‘Sayın Bahçeli, biz faşizmi sizin kadar bilmeyiz!’

04 Kasım 2016 Cuma

Devlet Bahçeli’nin Cumhuriyet’e yönelik haksız ve mesnetsiz gözaltılar karşısında iktidarın yanında, üstelik kraldan çok kralcı bir üslupla tavır alışı, beni bu yazının başlığında yer alan, altı yıl önce sarf edilmiş bir ifadeyi hatırlamaya yöneltti.
Şimdi kraldan çok kralcılaşmış Devlet Bahçeli’ye hitaben kullanılmış bu sözlerin sahibi kim mi?..
Devlet’in “Kral”ı!..

***

2010 yılı Şubatı’nda o dönemin başbakanı Erdoğan, AKP grup toplantısında yaptığı konuşmada Meclis’te “Ak Partililer bizim sıralarımıza bir metreden fazla yaklaşırlarsa görürler” diye babalanmış MHP liderine karşılık verirken kullandı bu ifadeyi…
Konuşmasında muhatabını “tıp dünyasındaki kişilere havale eden” Erdoğan, kendisinin faşizmi bilmediğini de söyleyen Bahçeli’ye yönelik şu unutulmaz sözleri sarf etmişti:
“Evet, Sayın Bahçeli, biz faşizmi sizin kadar iyi bilmeyiz. Çünkü faşizmle ilintimiz, bir bağlantımız yok. Ne olur şunu bir anlatın! Faşizmin özelliklerini bir açıklayın da sizin nasıl bir zihniyete sahip olduğunuzu daha iyi anlayalım. Yaptığınız yazılı açıklamalarda savurduğunuz tehditlerden, ettiğiniz hakaretlerden, sergilediğiniz kavgacı anlayıştan tahmin edebiliyoruz.
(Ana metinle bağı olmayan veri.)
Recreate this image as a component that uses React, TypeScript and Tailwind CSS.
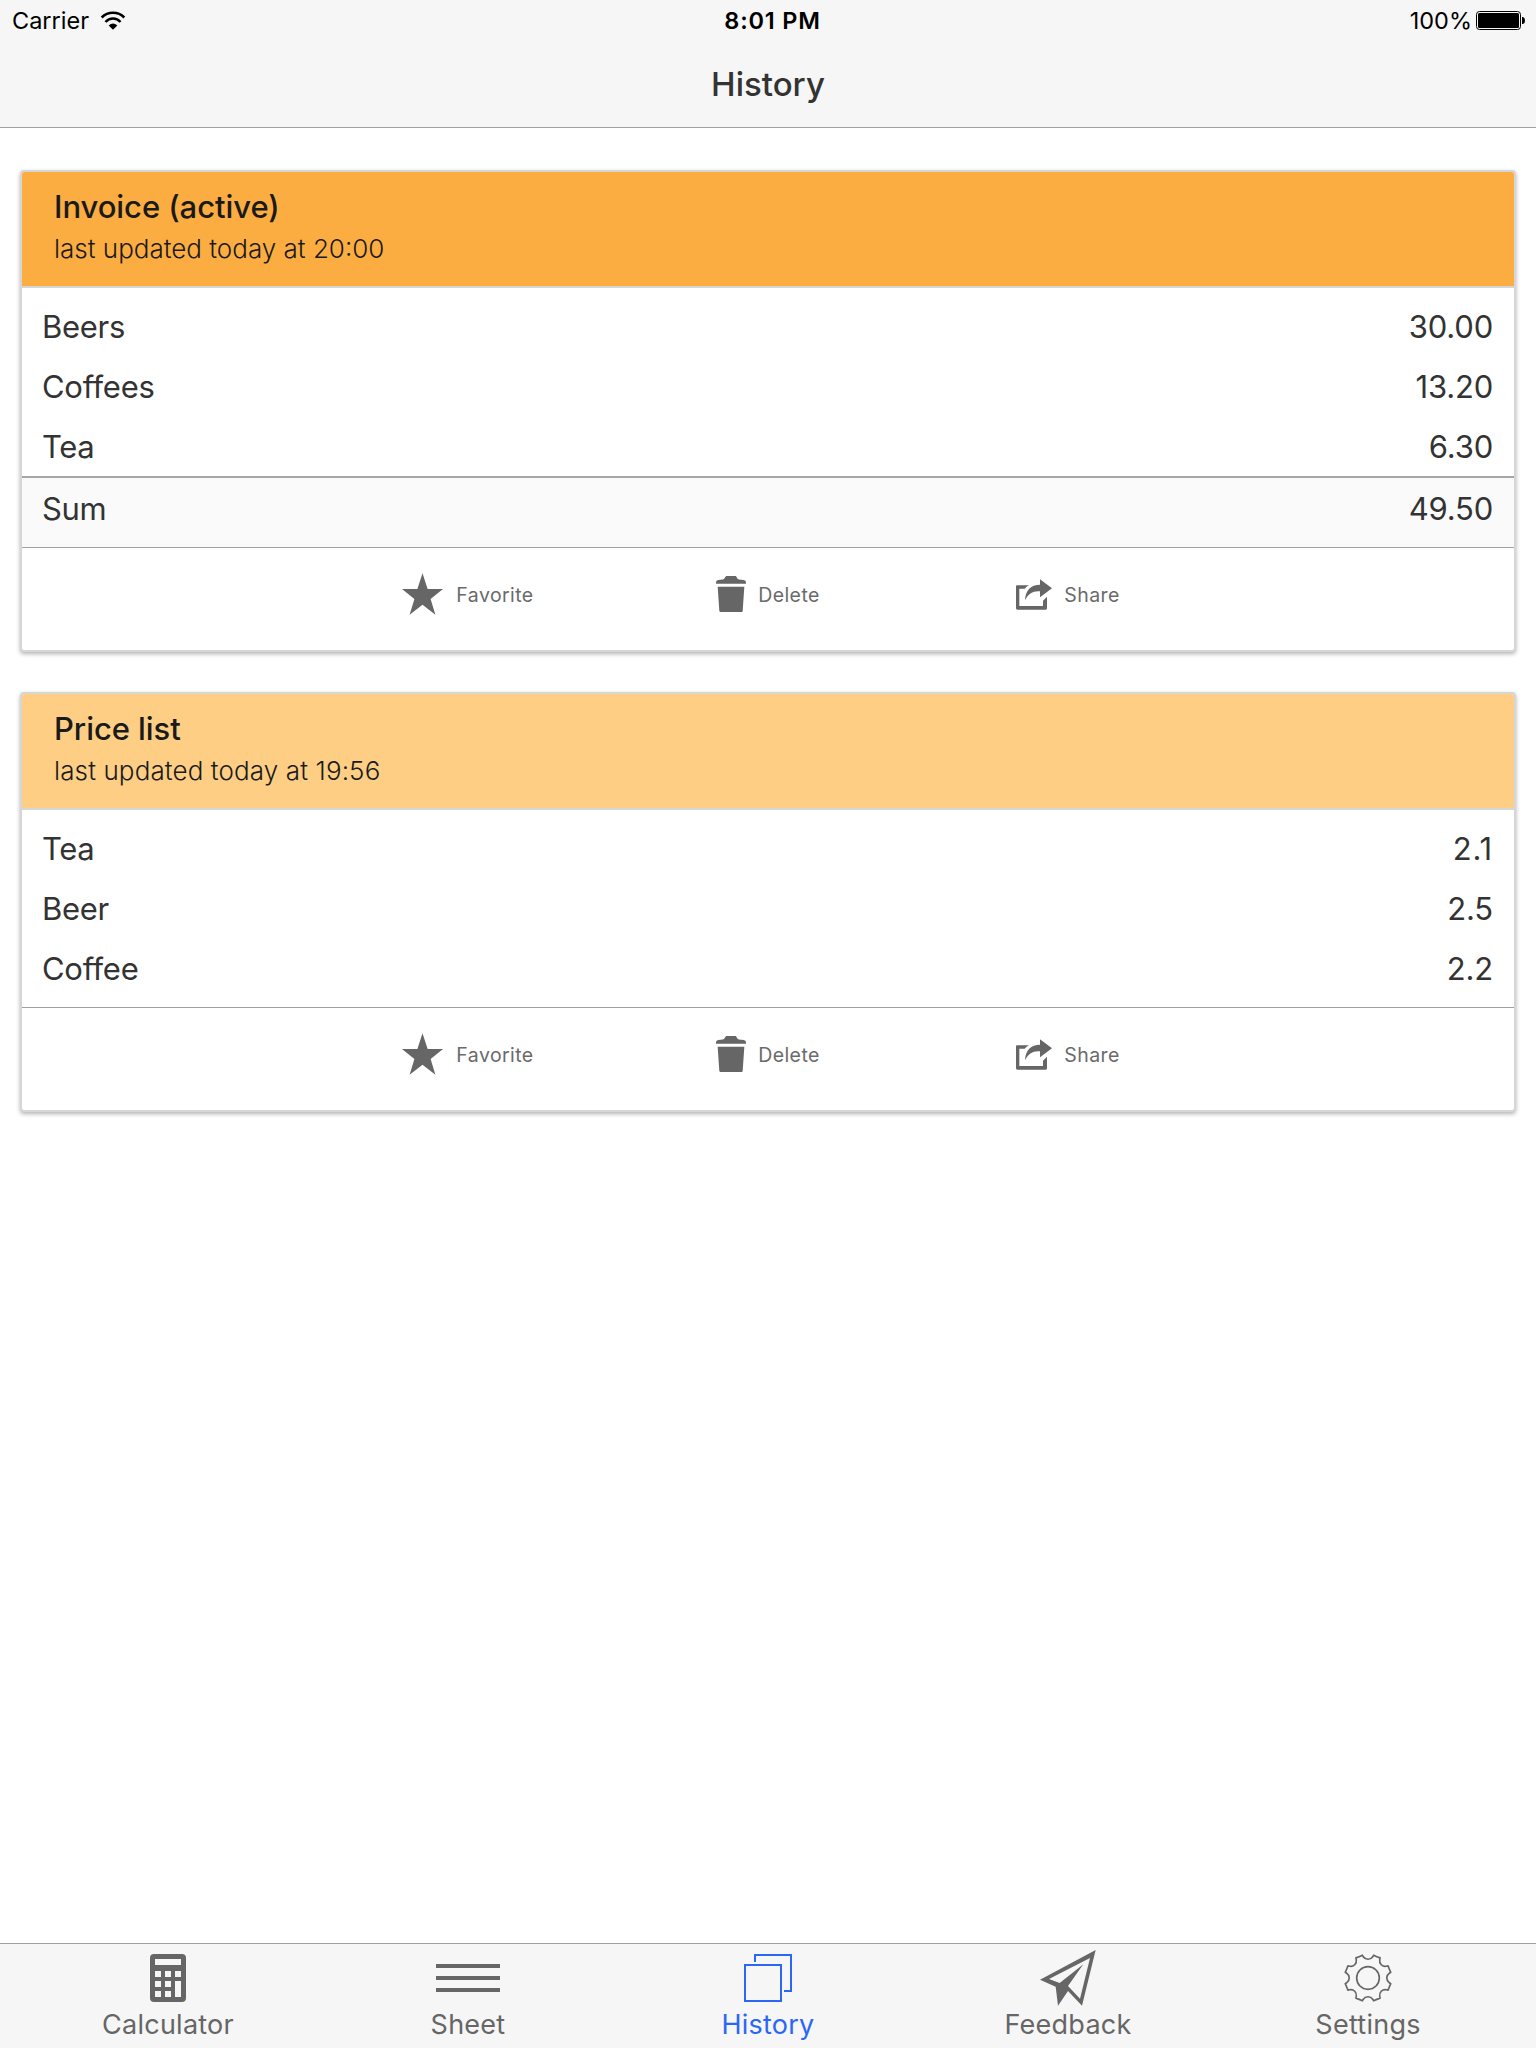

Çünkü siz, hem teorisyenisiniz, hem bu işin pratisyenisiniz.”

***

Heyhat dünya!..
Keser döndü sap döndü, gün geldi hesap döndü ve Bahçeli, aldı o “teori ve pratiği”ni, Saray’a çıktı ve biz şu an bu satırları yazarken Erdoğan’la baş başa görüşmeye oturdu.
Herhalde Erdoğan’ın ona 6 yıl önce “Sizin kadar iyi bilmeyiz” dediği her şeyi anlatacaktır.
Ve ihtimal, şu nev’i şahsına münhasır Türk tipi başkanlık sisteminin yapı taşlarının döşenmesine böylece yardımcı olacaktır!..
O halde bir zamanlar sanki yergi gibi sarf edilen bu sözler; “Biz faşizmi sizin kadar iyi bilmeyiz”
Belli ki içten içe aslında “Sizden öğreneceğimiz çok şey var” şeklinde bir yakarı imiş!..

***

Şimdi kimin kimden neyi öğreneceğini görme vaktidir.
Ve bilmediğini öğrenmek, Erdoğan kadar Bahçeli’nin de hakkıdır.
Bitmiş bir siyasi liderliğin uzun ölümü”nü yaşamakta olan MHP başkanı da tarihe “Başbuğ”dan aldığı bayrağı “Reis”e teslim eden kişi olarak geçmek üzere yöneldiği yeni mecrada hiç mi hiç bilmediği bir şeyi öğrenme fırsatı bulabilir.

***

Cumhuriyet’e yönelik operasyonu adeta “Bir tekme de benden” dercesine onayladığı konuşmasında…
“Özgürlük demek millete küfretmek değildir. Özgürlük demek maneviyata sataşmak, mukadderata [galiba “mukaddesat” olacak!] saldırmak hiç değildir” diyen MHP başkanı…
Bu konuda bilmediğini öğrenmek için yeni kucaklaşıp hemhal olduğu bünyeye baksın!..

***

Cumhuriyet, ne millete küfrü, ne maneviyata sataşmayı, ne de mukaddesata saldırmayı teşhis için doğru adrestir. Bahçeli’ye “Başka kapıya” denilecek yerdir.
Oysaki “siyasi bitkisel hayatı”nı uzatma yolunda şimdi kaynaştığı dünyanın “teori ve pratiği”nde aradığını bulabilir o...
Mesela orada Kur’an’ı “Bakara-Makara” diye makaraya alanları duyabilir.
Bu milletin a……. koyacağız” diyen yandaş işadamlarını fark edebilir.
Vatandaşa “Ananı da al git” diye atılmış hakaretamiz fırçaları anımsayabilir...
Ve işte Türk tipi başkanlık sisteminin de harcı, böylesi karşılıklı birbirinden öğrenme sürecinden karılabilir.